- Written instruction -
Only the number is wanted: count the lines that include the word "index".

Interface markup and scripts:
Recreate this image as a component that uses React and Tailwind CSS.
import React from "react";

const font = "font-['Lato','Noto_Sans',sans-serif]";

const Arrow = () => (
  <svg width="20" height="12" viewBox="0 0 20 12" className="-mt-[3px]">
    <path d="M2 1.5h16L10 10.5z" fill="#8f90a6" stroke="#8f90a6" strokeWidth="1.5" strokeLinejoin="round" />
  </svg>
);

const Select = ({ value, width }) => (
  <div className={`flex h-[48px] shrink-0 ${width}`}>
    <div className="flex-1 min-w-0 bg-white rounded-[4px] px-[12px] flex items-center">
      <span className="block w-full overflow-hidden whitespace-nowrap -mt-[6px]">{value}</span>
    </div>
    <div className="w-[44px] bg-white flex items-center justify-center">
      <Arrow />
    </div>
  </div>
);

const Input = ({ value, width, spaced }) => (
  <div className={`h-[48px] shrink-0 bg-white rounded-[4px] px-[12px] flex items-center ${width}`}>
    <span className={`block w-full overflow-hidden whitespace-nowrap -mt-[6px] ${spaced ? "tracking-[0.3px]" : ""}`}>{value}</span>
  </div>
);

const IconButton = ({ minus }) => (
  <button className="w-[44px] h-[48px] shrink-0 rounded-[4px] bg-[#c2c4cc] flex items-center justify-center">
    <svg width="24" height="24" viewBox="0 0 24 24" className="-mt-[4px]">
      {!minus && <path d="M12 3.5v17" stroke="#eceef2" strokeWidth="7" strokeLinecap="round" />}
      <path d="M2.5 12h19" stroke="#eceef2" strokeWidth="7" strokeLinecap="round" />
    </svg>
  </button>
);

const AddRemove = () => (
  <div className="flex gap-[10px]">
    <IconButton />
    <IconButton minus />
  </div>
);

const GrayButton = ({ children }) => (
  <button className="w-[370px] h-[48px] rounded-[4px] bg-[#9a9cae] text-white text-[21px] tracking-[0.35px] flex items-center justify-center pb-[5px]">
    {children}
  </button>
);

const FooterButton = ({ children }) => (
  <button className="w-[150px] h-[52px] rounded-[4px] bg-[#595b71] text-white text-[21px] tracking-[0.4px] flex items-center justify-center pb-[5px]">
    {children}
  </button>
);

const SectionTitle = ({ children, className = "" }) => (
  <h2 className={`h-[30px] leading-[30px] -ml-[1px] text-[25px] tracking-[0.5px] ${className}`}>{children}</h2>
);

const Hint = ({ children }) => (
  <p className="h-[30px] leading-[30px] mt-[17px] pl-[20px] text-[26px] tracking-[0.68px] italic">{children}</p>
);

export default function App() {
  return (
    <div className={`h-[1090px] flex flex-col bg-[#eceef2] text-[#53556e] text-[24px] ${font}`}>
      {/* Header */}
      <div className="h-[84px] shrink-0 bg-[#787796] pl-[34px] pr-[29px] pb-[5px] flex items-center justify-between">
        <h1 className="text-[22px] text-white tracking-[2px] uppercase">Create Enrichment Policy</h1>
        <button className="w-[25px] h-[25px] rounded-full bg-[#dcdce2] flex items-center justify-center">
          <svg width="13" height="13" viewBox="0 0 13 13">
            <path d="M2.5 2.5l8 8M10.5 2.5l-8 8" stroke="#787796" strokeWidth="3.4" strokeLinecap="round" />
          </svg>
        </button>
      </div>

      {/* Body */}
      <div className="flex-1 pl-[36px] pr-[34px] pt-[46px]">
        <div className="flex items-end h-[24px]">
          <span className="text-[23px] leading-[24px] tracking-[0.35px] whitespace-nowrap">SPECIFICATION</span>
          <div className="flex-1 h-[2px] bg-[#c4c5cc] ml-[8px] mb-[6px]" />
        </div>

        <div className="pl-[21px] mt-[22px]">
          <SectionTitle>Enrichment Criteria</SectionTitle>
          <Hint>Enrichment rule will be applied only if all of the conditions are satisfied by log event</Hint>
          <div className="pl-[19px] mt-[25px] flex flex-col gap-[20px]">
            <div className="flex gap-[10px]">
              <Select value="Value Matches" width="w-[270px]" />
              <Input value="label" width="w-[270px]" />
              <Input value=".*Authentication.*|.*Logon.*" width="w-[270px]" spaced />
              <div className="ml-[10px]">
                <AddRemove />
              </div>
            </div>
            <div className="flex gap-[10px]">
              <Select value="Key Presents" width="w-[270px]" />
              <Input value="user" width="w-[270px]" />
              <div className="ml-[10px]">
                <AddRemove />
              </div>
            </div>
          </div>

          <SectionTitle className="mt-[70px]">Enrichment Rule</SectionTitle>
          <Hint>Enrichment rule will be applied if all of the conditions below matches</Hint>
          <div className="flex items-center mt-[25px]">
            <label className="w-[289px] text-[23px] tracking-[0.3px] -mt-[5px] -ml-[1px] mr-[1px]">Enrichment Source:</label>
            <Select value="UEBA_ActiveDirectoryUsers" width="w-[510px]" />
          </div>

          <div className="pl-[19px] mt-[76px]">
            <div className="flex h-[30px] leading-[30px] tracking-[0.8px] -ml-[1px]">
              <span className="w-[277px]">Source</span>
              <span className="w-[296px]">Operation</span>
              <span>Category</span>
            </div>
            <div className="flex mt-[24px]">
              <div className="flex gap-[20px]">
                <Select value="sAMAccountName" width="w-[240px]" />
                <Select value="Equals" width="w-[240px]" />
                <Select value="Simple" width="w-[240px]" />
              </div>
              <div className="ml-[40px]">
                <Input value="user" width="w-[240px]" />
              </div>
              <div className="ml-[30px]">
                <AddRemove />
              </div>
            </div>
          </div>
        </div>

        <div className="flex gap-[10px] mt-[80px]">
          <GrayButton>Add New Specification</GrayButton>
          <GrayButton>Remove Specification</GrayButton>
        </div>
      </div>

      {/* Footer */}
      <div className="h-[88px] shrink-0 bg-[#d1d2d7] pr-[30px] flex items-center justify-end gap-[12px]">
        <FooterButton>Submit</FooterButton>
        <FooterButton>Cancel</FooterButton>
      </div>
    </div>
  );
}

* * *

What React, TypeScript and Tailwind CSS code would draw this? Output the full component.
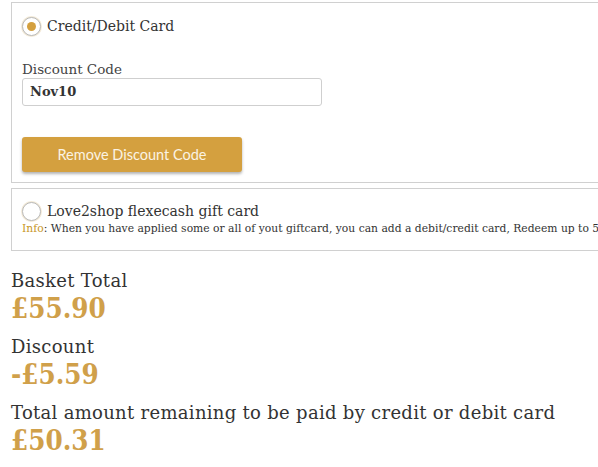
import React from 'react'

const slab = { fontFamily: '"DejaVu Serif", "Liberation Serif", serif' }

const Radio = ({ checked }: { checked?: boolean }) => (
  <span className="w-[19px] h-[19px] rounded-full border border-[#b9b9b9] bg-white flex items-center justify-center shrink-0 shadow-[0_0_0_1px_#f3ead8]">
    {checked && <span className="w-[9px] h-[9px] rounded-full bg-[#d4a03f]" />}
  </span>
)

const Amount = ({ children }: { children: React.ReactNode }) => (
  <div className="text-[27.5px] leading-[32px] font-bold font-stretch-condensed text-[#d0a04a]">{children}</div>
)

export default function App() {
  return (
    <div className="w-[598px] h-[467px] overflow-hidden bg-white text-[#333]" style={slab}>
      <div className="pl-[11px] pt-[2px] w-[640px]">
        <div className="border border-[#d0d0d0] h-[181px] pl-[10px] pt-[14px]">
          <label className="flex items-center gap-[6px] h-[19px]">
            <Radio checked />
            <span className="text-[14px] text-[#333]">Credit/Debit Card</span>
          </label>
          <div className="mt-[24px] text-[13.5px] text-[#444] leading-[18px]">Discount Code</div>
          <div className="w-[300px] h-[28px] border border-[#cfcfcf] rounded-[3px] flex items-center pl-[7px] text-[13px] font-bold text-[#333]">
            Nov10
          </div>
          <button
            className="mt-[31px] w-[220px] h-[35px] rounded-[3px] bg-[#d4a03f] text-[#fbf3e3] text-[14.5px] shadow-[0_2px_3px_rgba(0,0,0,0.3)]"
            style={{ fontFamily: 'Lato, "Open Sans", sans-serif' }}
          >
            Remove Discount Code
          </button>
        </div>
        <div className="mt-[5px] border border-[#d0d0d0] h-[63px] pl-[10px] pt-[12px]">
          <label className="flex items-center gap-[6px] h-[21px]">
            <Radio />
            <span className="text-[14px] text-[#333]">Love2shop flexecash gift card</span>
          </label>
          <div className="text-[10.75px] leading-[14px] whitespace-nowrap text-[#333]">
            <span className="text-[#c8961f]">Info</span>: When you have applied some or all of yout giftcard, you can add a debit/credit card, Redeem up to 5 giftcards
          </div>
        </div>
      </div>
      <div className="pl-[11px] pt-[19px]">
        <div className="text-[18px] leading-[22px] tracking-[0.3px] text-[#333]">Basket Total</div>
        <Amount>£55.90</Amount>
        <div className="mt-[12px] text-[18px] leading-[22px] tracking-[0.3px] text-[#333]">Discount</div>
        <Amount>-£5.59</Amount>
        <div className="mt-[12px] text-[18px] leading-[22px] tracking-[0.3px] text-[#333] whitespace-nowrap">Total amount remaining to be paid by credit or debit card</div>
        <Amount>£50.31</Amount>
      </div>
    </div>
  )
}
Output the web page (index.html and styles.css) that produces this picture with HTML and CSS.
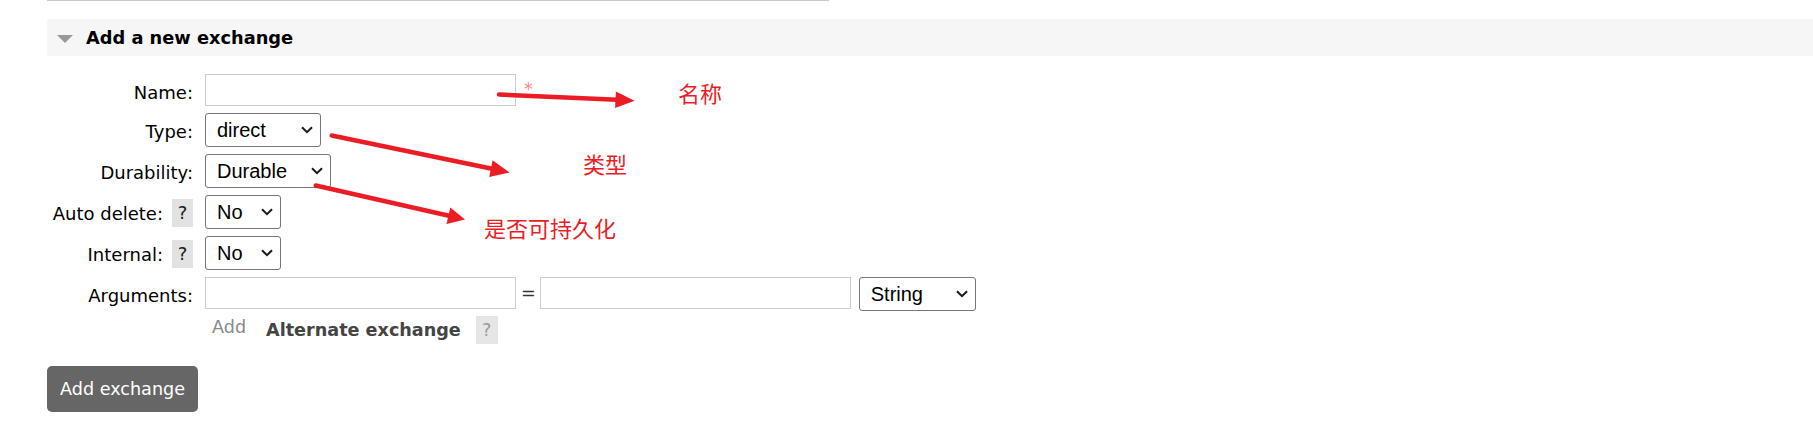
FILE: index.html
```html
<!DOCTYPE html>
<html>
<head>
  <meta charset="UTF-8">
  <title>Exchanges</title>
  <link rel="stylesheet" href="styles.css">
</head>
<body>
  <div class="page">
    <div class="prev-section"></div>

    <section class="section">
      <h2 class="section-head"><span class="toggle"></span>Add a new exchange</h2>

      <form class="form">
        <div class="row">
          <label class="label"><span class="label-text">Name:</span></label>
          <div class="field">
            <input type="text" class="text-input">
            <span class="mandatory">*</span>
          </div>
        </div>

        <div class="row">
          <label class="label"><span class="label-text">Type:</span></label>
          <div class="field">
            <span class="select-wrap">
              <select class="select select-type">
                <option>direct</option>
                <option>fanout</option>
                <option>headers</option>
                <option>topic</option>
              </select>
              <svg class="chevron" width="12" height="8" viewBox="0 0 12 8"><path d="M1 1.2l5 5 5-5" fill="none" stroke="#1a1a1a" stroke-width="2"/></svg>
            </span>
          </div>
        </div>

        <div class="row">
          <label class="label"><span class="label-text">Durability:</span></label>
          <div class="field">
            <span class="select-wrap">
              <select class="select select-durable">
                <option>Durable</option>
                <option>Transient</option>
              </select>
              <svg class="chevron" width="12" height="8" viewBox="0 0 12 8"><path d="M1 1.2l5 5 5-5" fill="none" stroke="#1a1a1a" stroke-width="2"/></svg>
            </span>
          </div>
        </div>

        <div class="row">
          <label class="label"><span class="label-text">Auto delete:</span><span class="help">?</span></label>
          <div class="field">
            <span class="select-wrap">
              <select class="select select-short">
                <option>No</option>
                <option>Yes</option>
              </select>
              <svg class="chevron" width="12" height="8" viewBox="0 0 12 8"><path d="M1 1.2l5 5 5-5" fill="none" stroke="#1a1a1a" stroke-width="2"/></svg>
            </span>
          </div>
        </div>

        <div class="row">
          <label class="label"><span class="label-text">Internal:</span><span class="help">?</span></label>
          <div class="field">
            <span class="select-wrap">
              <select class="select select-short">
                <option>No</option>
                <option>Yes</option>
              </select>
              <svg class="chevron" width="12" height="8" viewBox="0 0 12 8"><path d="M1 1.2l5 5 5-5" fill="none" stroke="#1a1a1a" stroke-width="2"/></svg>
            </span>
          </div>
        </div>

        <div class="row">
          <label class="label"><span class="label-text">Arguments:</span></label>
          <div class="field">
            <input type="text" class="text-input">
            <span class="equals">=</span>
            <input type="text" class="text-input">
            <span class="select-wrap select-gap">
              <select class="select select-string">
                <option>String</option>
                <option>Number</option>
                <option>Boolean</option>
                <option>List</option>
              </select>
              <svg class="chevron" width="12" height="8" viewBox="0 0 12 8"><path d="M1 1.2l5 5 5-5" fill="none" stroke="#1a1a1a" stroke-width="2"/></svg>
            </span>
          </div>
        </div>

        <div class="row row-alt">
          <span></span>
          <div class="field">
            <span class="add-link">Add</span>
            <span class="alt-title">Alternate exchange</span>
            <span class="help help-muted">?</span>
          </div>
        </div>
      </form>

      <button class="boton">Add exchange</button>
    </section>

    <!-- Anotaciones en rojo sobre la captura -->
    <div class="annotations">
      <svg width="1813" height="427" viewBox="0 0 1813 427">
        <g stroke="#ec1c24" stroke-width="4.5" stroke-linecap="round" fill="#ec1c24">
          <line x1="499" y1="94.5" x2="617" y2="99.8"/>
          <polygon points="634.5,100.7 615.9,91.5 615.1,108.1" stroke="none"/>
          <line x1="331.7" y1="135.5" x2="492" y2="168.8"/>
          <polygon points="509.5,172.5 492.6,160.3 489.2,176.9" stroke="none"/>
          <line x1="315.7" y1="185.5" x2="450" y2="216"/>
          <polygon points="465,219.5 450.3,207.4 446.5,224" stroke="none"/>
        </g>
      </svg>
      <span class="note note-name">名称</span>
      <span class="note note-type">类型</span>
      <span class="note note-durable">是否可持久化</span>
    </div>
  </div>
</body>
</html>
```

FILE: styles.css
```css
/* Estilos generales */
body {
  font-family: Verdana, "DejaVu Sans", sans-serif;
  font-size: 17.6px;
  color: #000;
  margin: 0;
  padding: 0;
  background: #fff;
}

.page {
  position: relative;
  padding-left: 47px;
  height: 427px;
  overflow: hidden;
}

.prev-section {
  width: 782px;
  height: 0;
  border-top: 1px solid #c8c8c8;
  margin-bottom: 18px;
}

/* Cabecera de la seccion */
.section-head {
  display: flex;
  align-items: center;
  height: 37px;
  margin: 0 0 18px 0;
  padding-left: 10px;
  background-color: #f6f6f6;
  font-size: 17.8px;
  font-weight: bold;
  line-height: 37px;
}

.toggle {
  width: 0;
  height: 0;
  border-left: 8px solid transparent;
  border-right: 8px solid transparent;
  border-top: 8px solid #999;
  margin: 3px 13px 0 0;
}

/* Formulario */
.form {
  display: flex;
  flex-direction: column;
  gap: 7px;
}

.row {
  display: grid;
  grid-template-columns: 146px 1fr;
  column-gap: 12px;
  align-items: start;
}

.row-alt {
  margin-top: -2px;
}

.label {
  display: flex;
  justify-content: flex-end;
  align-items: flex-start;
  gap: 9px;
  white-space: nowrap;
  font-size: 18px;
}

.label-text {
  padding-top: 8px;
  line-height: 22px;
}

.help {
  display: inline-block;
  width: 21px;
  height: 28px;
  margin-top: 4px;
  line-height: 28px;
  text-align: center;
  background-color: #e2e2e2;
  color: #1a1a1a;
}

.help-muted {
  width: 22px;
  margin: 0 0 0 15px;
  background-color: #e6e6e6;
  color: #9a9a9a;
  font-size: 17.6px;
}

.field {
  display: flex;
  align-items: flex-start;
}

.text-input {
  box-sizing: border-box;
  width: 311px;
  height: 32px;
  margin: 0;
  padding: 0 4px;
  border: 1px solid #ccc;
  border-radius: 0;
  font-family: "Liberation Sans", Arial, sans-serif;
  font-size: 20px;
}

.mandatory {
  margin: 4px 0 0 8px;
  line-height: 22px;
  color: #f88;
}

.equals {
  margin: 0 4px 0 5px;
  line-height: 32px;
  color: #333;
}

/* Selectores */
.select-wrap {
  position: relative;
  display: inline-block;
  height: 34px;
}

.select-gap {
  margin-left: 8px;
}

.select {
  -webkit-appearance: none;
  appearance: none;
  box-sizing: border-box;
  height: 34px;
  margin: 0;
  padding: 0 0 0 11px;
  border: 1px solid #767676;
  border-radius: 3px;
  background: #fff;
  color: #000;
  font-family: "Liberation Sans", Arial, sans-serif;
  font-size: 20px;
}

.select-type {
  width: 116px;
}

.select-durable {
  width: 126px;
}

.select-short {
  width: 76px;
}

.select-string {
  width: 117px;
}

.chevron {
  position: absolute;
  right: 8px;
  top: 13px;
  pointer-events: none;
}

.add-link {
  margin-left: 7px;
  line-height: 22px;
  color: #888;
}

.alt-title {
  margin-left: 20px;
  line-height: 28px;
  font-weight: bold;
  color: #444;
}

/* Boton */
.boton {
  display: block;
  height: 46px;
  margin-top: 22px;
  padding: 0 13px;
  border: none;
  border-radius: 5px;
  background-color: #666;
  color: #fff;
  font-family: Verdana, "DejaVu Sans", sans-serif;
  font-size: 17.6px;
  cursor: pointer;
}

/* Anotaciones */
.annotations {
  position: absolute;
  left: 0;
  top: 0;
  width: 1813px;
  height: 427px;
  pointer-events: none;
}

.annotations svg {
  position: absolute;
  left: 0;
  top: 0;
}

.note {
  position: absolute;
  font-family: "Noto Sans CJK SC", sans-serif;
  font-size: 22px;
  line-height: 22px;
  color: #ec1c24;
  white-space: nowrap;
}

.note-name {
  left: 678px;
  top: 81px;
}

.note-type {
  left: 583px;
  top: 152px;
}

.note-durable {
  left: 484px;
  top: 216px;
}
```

- Exercise answer -
2